Use frame.submit_compute(graph) to record the compute work into the frame, then present:

#![allow(unused)]
fn main() {
frame.submit_compute(&graph)?;
frame.present()?;
}

submit_compute resolves any transient resources (buffers, textures), compiles the task graph into a command stream, and records it into the frame's command buffer. Presentation happens when you call present() — the compute shader has already written the pixels.

The compute shader

The shader receives the output texture as a DirectSpatial<float4> — a read-write 2D texture accessed by integer coordinates:

import goldy_exp;

struct Uniforms {
    uint width;
    uint height;
    float time;
    float _padding;
};

[goldy_compute]
[numthreads(8, 8, 1)]
void cs_main(BufRO<Uniforms> uniforms_buf, DirectSpatial<float4> output, ThreadId tid) {
    Uniforms u = uniforms_buf[0];

    if (tid.x >= u.width || tid.y >= u.height)
        return;

    float2 uv = float2(float(tid.x) / float(u.width),
                       float(tid.y) / float(u.height));

    // Compute pixel color...
    float3 col = my_color_function(uv, u.time);
    output[tid.xy] = float4(col, 1.0);
}

The [numthreads(8, 8, 1)] workgroup size maps naturally to 2D image tiles.
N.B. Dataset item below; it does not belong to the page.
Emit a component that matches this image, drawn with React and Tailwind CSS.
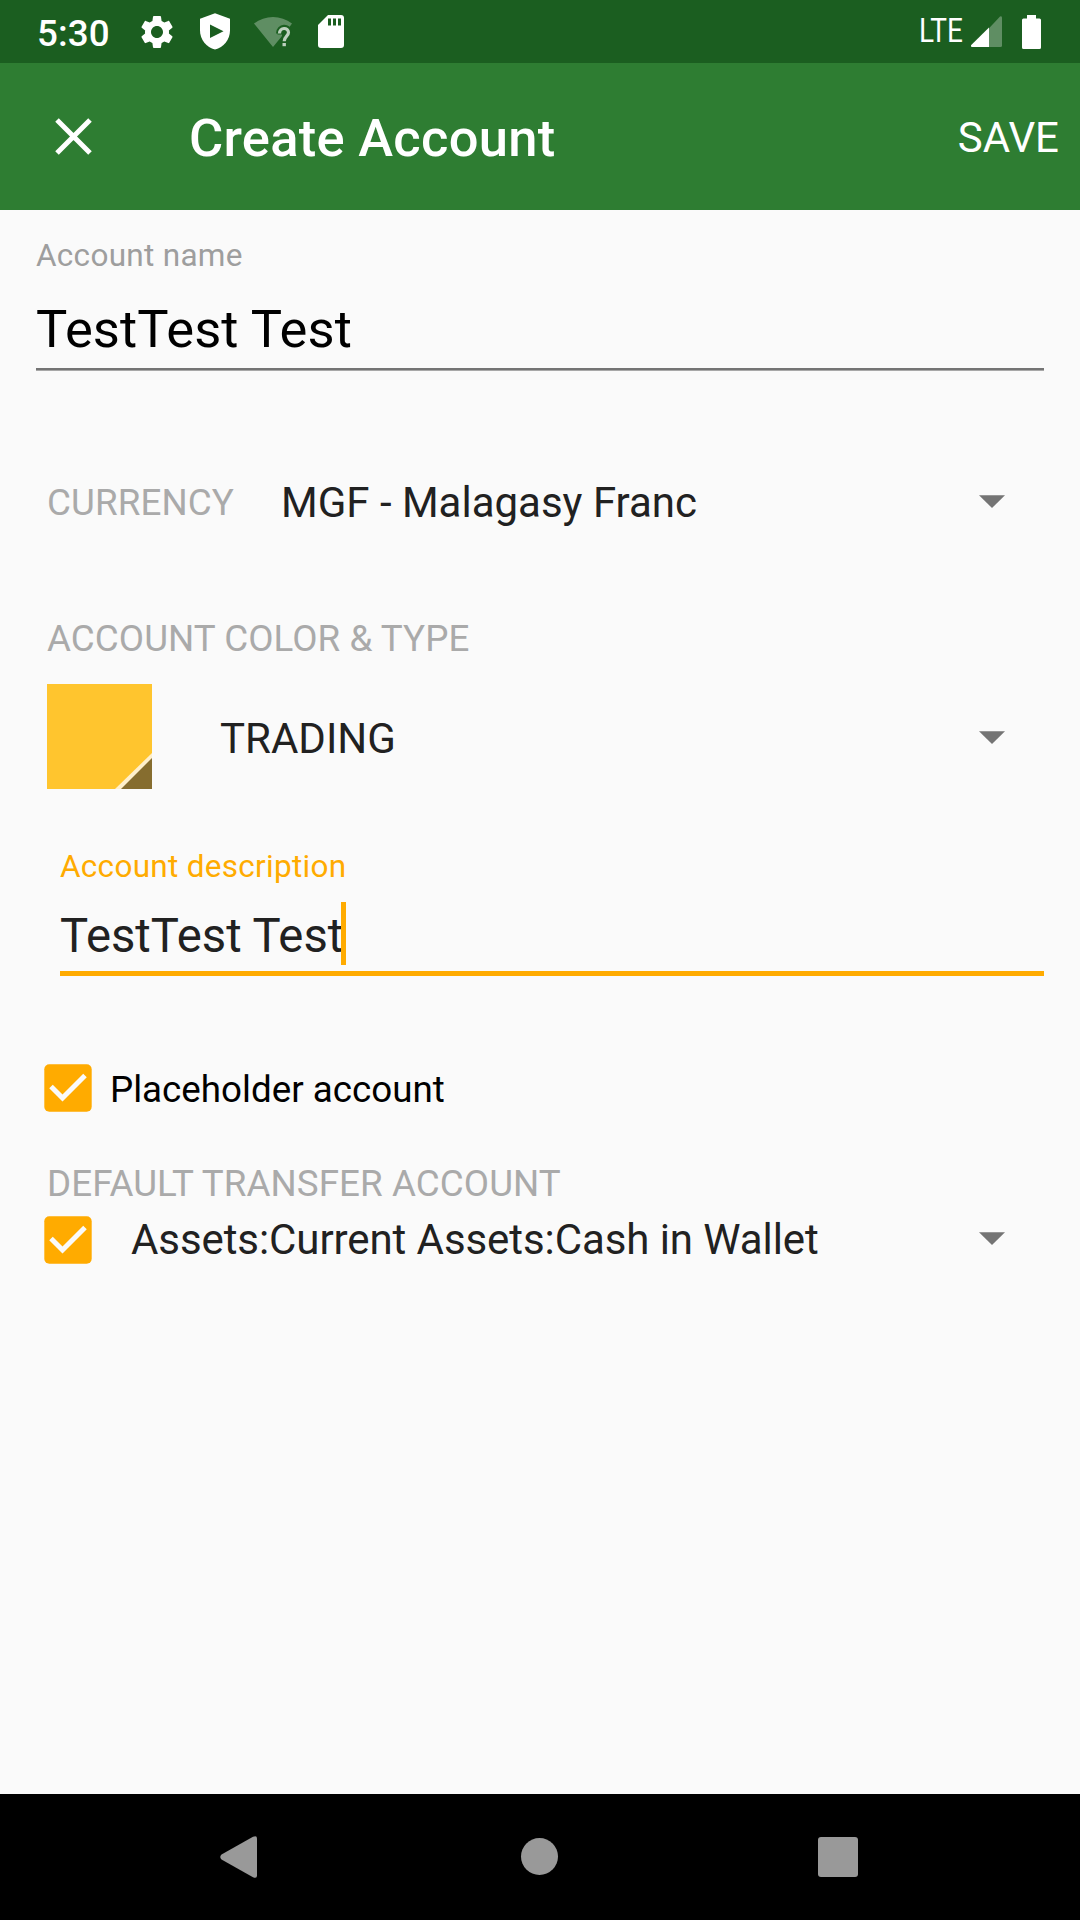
function Gear() {
  return (
    <svg className="ml-[28px] mt-px h-[40px] w-[40px]" viewBox="0 0 24 24" fill="#fff">
      <path d="M19.14 12.94c.04-.3.06-.61.06-.94 0-.32-.02-.64-.07-.94l2.03-1.58c.18-.14.23-.41.12-.61l-1.92-3.32c-.12-.22-.37-.29-.59-.22l-2.39.96c-.5-.38-1.03-.7-1.62-.94l-.36-2.54c-.04-.24-.24-.41-.48-.41h-3.84c-.24 0-.43.17-.47.41l-.36 2.54c-.59.24-1.13.57-1.62.94l-2.39-.96c-.22-.08-.47 0-.59.22L2.74 8.87c-.12.21-.08.47.12.61l2.03 1.58c-.05.3-.09.63-.09.94s.02.64.07.94l-2.03 1.58c-.18.14-.23.41-.12.61l1.92 3.32c.12.22.37.29.59.22l2.39-.96c.5.38 1.03.7 1.62.94l.36 2.54c.05.24.24.41.48.41h3.84c.24 0 .44-.17.47-.41l.36-2.54c.59-.24 1.13-.56 1.62-.94l2.39.96c.22.08.47 0 .59-.22l1.92-3.32c.12-.22.07-.47-.12-.61l-2.01-1.58zM12 15.6c-1.98 0-3.6-1.62-3.6-3.6s1.62-3.6 3.6-3.6 3.6 1.62 3.6 3.6-1.62 3.6-3.6 3.6z" />
    </svg>
  );
}

function StatusBar() {
  return (
    <div className="flex h-[63px] items-center bg-[#1B5E20] pl-[37px] text-white">
      <span className="w-[72px] whitespace-nowrap pt-[6px] text-[36.75px] font-medium leading-none tracking-[.1px]">5:30</span>
      <Gear />
      <svg className="ml-[23px] h-[37px] w-[30px]" viewBox="0 0 30 37">
        <path fill="#fff" d="M15 .3 30 5.8V17.500C30 26.500 23.500 34.500 15 36.500 6.500 34.500 0 26.500 0 17.500V5.800Z" />
        <path fill="#1B5E20" d="M10 11.500 23.500 18.200 10 25Z" />
      </svg>
      <svg className="ml-[24px] h-[32px] w-[38px]" viewBox="0 0 38 32">
        <path fill="#fff" fillOpacity=".3" d="M0 7.500C11-1.300 27-1.300 38 7.500L35.500 11C30 9 24 12 23.500 18.500H28V20L19 31Z" />
        <path fill="none" stroke="#1B5E20" strokeWidth="7" d="M25.500 17.500C25.500 10.800 34.500 10.800 34.500 16.500 34.500 20 30.200 20.500 30.200 25" />
        <path fill="none" stroke="#bdd0be" strokeWidth="3.200" d="M25.500 17.500C25.500 11 34.500 11 34.500 16.600 34.500 20 30.200 20.500 30.200 25.300" />
        <path fill="#bdd0be" d="M28.500 27h3.400v3.200h-3.400z" />
      </svg>
      <svg className="ml-[26px] h-[33px] w-[26px]" viewBox="0 0 26 33">
        <path fill="#fff" d="M10 0h13a3 3 0 0 1 3 3v27a3 3 0 0 1-3 3H3a3 3 0 0 1-3-3V10Z" />
        <path fill="#1B5E20" d="M10 3.500h3v7h-3zM15 3.500h3v7h-3zM20 3.500h3v7h-3z" />
      </svg>
      <span className="ml-auto w-[52px] origin-left scale-x-[.86] whitespace-nowrap text-[32.500px] leading-none">LTE</span>
      <svg className="mr-[20px] h-[31px] w-[31px]" viewBox="0 0 31 31">
        <path fill="#fff" fillOpacity=".3" d="M18 12.200 29 .6Q31-.6 31 2V29.500Q31 31 29.500 31H18Z" />
        <path fill="#fff" d="M18 11.500V31H1Q-1 30.500.5 28.800Z" />
      </svg>
      <svg className="mr-[39px] h-[34px] w-[19px]" viewBox="0 0 19 34">
        <path fill="#fff" d="M5 0h9v3.500h3.500A1.500 1.500 0 0 1 19 5v27.500a1.500 1.500 0 0 1-1.500 1.500h-16A1.500 1.500 0 0 1 0 32.500V5a1.500 1.500 0 0 1 1.500-1.500H5Z" />
      </svg>
    </div>
  );
}

function AppBar() {
  return (
    <header className="flex h-[147px] items-center bg-[#2E7D32] pl-[55px] pr-[21px] text-white">
      <svg className="h-[37px] w-[37px]" viewBox="0 0 37 37" stroke="#fff" strokeWidth="5">
        <path d="M2 2 35 35M35 2 2 35" />
      </svg>
      <h1 className="ml-[97px] pt-[3px] text-[52.500px] font-medium leading-none tracking-[.26px]">Create Account</h1>
      <button className="ml-auto pt-[3px] text-[42px] leading-none">SAVE</button>
    </header>
  );
}

function Caret() {
  return (
    <svg className="h-[13px] w-[26px] shrink-0" viewBox="0 0 26 13">
      <path fill="#747474" d="M0 0.2h26L13 13z" />
    </svg>
  );
}

function Check() {
  return (
    <svg className="h-[48px] w-[48px] shrink-0" viewBox="0 0 48 48">
      <rect x=".3" y=".3" width="47.400" height="47.400" rx="5" fill="#FFAB00" />
      <path fill="none" stroke="#fafafa" strokeWidth="5" d="M7 22.500 18.500 34 41 11.500" />
    </svg>
  );
}

function NavBar() {
  return (
    <nav className="flex h-[126px] items-center bg-black pl-[220px]">
      <svg className="h-[42px] w-[37px]" viewBox="0 0 37 42">
        <path fill="#999" d="M33 .8Q37-1 37 2.500V39.500Q37 43 33 41.200L1.500 23.500Q-1 21 1.500 18.500Z" />
      </svg>
      <div className="mb-px ml-[264px] h-[37px] w-[37px] rounded-full bg-[#999]" />
      <div className="ml-[260px] h-[40px] w-[40px] rounded-[3px] bg-[#999]" />
    </nav>
  );
}

export default function App() {
  return (
    <div className="flex h-[1920px] w-[1080px] flex-col bg-[#fafafa] font-[Roboto,sans-serif] text-[#212121]">
      <StatusBar />
      <AppBar />
      <main className="flex flex-1 flex-col">
        <label className="ml-[36px] mt-[28px] flex h-[36px] items-center text-[31.500px] leading-none tracking-[.29px] text-[#9e9e9e]">Account name</label>
        <div className="ml-[36px] mt-[25px] flex h-[60px] items-center text-[52.500px] leading-none tracking-[.1px] text-black">TestTest Test</div>
        <div className="mx-[36px] mt-[9px] h-[3px] border-b border-[#a8a8a8] bg-[#747474]" />

        <div className="ml-[47px] mt-[89px] flex h-[85px] items-center pr-[75px]">
          <span className="w-[234px] pt-[2px] text-[36.750px] leading-none tracking-[.1px] text-[#aaa]">CURRENCY</span>
          <span className="text-[42px] leading-none">MGF - Malagasy Franc</span>
          <span className="ml-auto pb-[2px]"><Caret /></span>
        </div>

        <h2 className="ml-[47px] mt-[74px] flex h-[41px] items-center text-[36.750px] leading-none tracking-[.06px] text-[#aaa]">ACCOUNT COLOR &amp; TYPE</h2>
        <div className="ml-[47px] mt-[24px] flex h-[105px] items-center pr-[75px]">
          <svg className="h-[105px] w-[105px]" viewBox="0 0 105 105">
            <path fill="#FFC52E" d="M0 0h105v105H0z" />
            <path fill="#FFF0CC" d="M105 69v36H68z" />
            <path fill="#866D2F" d="M105 74v31H74z" />
          </svg>
          <span className="ml-[68px] pt-[4px] text-[42px] leading-none">TRADING</span>
          <span className="ml-auto pt-[2px]"><Caret /></span>
        </div>

        <label className="ml-[60px] mt-[60px] flex h-[36px] items-center text-[31.500px] leading-none tracking-[.29px] text-[#FFAB00]">Account description</label>
        <div className="ml-[60px] mt-[17px] flex h-[63px] items-center">
          <span className="w-[281px] whitespace-nowrap pt-[7px] text-[47.250px] leading-none">TestTest Test</span>
          <span className="z-10 h-[63px] w-[5px] bg-[#FFAB00]" />
        </div>
        <div className="ml-[60px] mr-[36px] mt-[6px] h-[5px] bg-[#FFAB00]" />

        <div className="ml-[44px] mt-[88px] flex h-[48px] items-center">
          <Check />
          <span className="ml-[18px] pt-[5px] text-[36.750px] leading-none text-black">Placeholder account</span>
        </div>

        <h2 className="ml-[47px] mt-[52px] flex h-[41px] items-center text-[36.750px] leading-none tracking-[.07px] text-[#aaa]">DEFAULT TRANSFER ACCOUNT</h2>
        <div className="ml-[44px] mt-[11px] flex h-[48px] items-center pr-[75px]">
          <Check />
          <span className="ml-[39px] text-[42px] leading-none tracking-[-.08px]">Assets:Current Assets:Cash in Wallet</span>
          <span className="ml-auto pb-[3px]"><Caret /></span>
        </div>
      </main>
      <NavBar />
    </div>
  );
}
Dispatch enough workgroups to cover the full resolution:

#![allow(unused)]
fn main() {
let wg_x = width.div_ceil(8);
let wg_y = height.div_ceil(8);
}

Guard against out-of-bounds writes in the shader when the resolution isn't a multiple of the workgroup size.

Full example

A complete compute-to-surface application rendering an animated plasma effect:

#![allow(unused)]
fn main() {
use goldy::{
    Buffer, ComputePipeline, BufferKind, DeviceType, Instance,
    NodeAccess, PresentMode, ShaderModule, Surface, SurfaceConfig, TaskGraph,
};

// Create device and surface
let instance = Instance::new()?;
let device = instance.create_device(DeviceType::DiscreteGpu)?;

let surface = Surface::new_with_config(
    &device,
    &window,
    SurfaceConfig {
        present_mode: PresentMode::Fifo,
        depth_format: None,
    },
)?;

// Compile compute shader and create pipeline
let shader = ShaderModule::from_slang(&device, COMPUTE_SHADER)?;
let compute_pipeline = ComputePipeline::new(&device, &shader)?;

// Create uniform buffer
let uniform_buffer = device.alloc_buffer_with_data(
    &device,
    &[Uniforms {
        width: surface.width(),
        height: surface.height(),
        time: 0.0,
        _padding: 0.0,
    }],
    BufferKind::Scattered,
)?;

// --- Render loop ---

// Update uniforms
uniform_buffer.write(0, bytemuck::bytes_of(&Uniforms {
    width, height, time: elapsed, _padding: 0.0,
}))?;

// Acquire frame and get swapchain texture
let frame = surface.begin()?;
let texture = frame.texture();

let uniform_handle = uniform_buffer
    .handle(ResourceAccess::Read)
    .expect("Uniform buffer has no bindless SRV handle");
let texture_handle = texture
    .handle(ResourceAccess::Read)
    .expect("Surface texture has no bindless handle");

// Build and submit compute graph
let wg_x = width.div_ceil(8);
let wg_y = height.div_ceil(8);

let mut graph = TaskGraph::new();
graph.node("compute", &compute_pipeline)
    .bind_buffer(&uniform_buffer, NodeAccess::Read)
    .bind_resources_raw(&[uniform_handle.index(), texture_handle.index()])
    .dispatch(wg_x, wg_y, 1);

frame.submit_compute(&graph)?;
frame.present()?;
}

The uniform buffer uses bindless_srv_handle() because the shader accesses it through BufRO<Uniforms>, which maps to a read-only SRV on DX12. On Vulkan and Metal this falls back to the unified storage-buffer index.